Les autres grands succès du week-end, ceux que l’on voit toujours sur les photos, ont été Imagine, le jeu de dessins qui bougent de Shotaro Nakashima, et Potion Explosion. Lorenzo Silva, l’un des auteurs de Potion Explosion, avait fait le voyage depuis Milan. N’ayant pas encore joué à son jeu, je ne peux pas vous en dire beaucoup plus – si ce n’est que ça ressemble à un mélange entre Candy Crush et Harry Potter, et qu’il est rare que la foule éclairée des ludopathiques se trompe quand elle plébiscite un nouveau jeu.

Photo Party

Côté jeu d’ambiance débile en extérieur, le prototype de la nouvelle version de Photo Party, jeu de Laurent Escoffier qui se joue désormais par équipe, a donné des résultats étonnants. La deuxième partie, celle du samedi, a mobilisé trois équipes de 10 joueurs. Je poste quelques photos ci-dessous, vous en avez plus sur Facebook, et pour les règles, voire les contrats d’édition, il faut voir avec Laurent.
J’avais prévu le matériel pour un Hippo Gloutons grandeur nature, avec des joueurs hippos allongés sur des skateboard et brandissant des cuvettes en plastique, mais l’expérience s’est avérée peu convaincante et les balles de piscine ont été recyclées dans d’autres jeux – notamment Photo Party où elles ont permis de distinguer les équipes. On a fait aussi deux Brouhahas, un classique avec des  bruits d’animaux et un en chanson, mais je n’ai curieusement aucune photo !

Mission : Red Planet

J’ai eu un certain succès en faisant la promo de Kheops, dont les premières boites étaient arrivées juste à temps pour le week-end. Ce jeu à deux à la fois stratégique et chaotique (après tout, c’est Serge Laget et moi qui l’avons conçu) a été beaucoup joué. J’ai vu aussi pas mal de parties de Mission: Planète Rouge, Blood Rage, Black Fleet, Lanterns, Isle of Skye, Abracada quoi, Agent Trouble, Focus, Qui Paire Gagne, et de quelques petits jeux de cartes, Triout, Parade et Dao (ces deux derniers étant assez proches). Eric Hanuise venait peut-être à Etourvy avec l’intention de faire jouer Argo, mais il a eu la malchance de tomber sur ma boite de King’s Forge, un jeu qu’il adore mais qui est à peu près introuvable, et l’a donc fait tourner tout le week-end – moi, je n’y ai toujours pas joué. Ne pas confondre avec Dice Forge, le joli proto de Libellud, qui tournait pas mal aussi.
Sur la grande table qui, il y a quelques années, supportait les vastes paysages d’Heroscape, de riches insensés avaient installé un Cthulhu Wars avec toutes les extensions, sans doute le jeu le plus impressionnant sur les photos. Et puis, il y a eu les classiques des ludopathiques, auxquels je joue tous les ans, les incontournables Situation 4 et Clusterfuck.

Blood Rage

Ça, c’est ce que j’ai vu, mais il y avait tellement de monde et de jeux que j’imagine que d’autres joueurs ont vu autre chose. En effet, nous étions nombreux – cent vingt personnes environ le samedi – et certains, surtout les plus jeunes, bougeaient sans cesse. Nous avons clairement atteint la capacité limite du domaine. Le temps splendide nous a permis de pas mal nous étaler dans la cour et sur la pelouse, mais je ne sais pas bien comment nous aurions fait si, comme l’an dernier, il avait plu. L’absence de quelques habitués, partis pour Tokyo ou retenus en Suisse ou ailleurs, avait permis d’inviter de nouvelles têtes et de rajeunir un peu le public des ludopathiques, ce qui a été très apprécié. Le problème, c’est que si les habitués veulent revenir en 2017, il va falloir trouver des lits et des places à table pour tout le monde….. Bon, j’ai encore quelques mois pour réfléchir au problème.

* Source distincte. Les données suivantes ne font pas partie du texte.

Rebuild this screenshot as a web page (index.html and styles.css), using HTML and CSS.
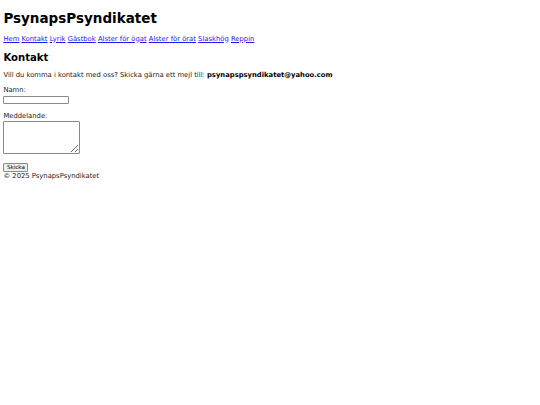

Enfin bon, il fait beau, ce qui nous a permis de nous promener alentour, de jouer au Mollky ou à Photo Party, mais je ne vais pas m’attarder sur le sujet, les photos seront plus parlantes que mes mots.

À l’année prochaine.


Etourvy

It’s been almost a week since I went back from the ludopathic gathering with a truckload of games, exhausted and vaguely ill. I have not yet completely recovered from these crazy four days – five days for me since I was in Etourvy on Tuesday. I’ve had a few long nights of sleep, I’ve put back on their shelves a few thousand game, many of which will stay there until next year. I’ve posted the pictures taken by the attendees on Facebook, and now I must write traditional short report.

Let’s start with the publishers acknowledgements, which are required if I want them to come back or to send more games next year. Thanks to the publisher who personally attended the gathering (Blue Orange, Gigamic (which I had been trying to lure in Etourvy for fifteen years), Iello, Tasty Minstrel Games, Days of Wonder, Letheia, FunForge, Matagot, Superlude, Portal, Libellud, Lui-Même, Sweet November, Horrible Games, Flatlined Games, MESABoardgames, Passport Game Studios, Purple Brain) and to those who sent parcels with games for the prize table (In Ludo Veritas, Edge, Blackrock, Matagot, Ravensburger, Abacus, Steve Jackson Games, White Goblin, FFG, Space Cowboys, Jolly Thinkers, Repos Prod, Gameworks , Tasty Minstrel, Philibert). I don’t know who sent the biggest parcel, but I know the one coming from farthest away was CS-Files, aka Deception, aka Murder in Hong Kong, sent by a Chinese publisher, Jolly Thinkers. It was played a lot.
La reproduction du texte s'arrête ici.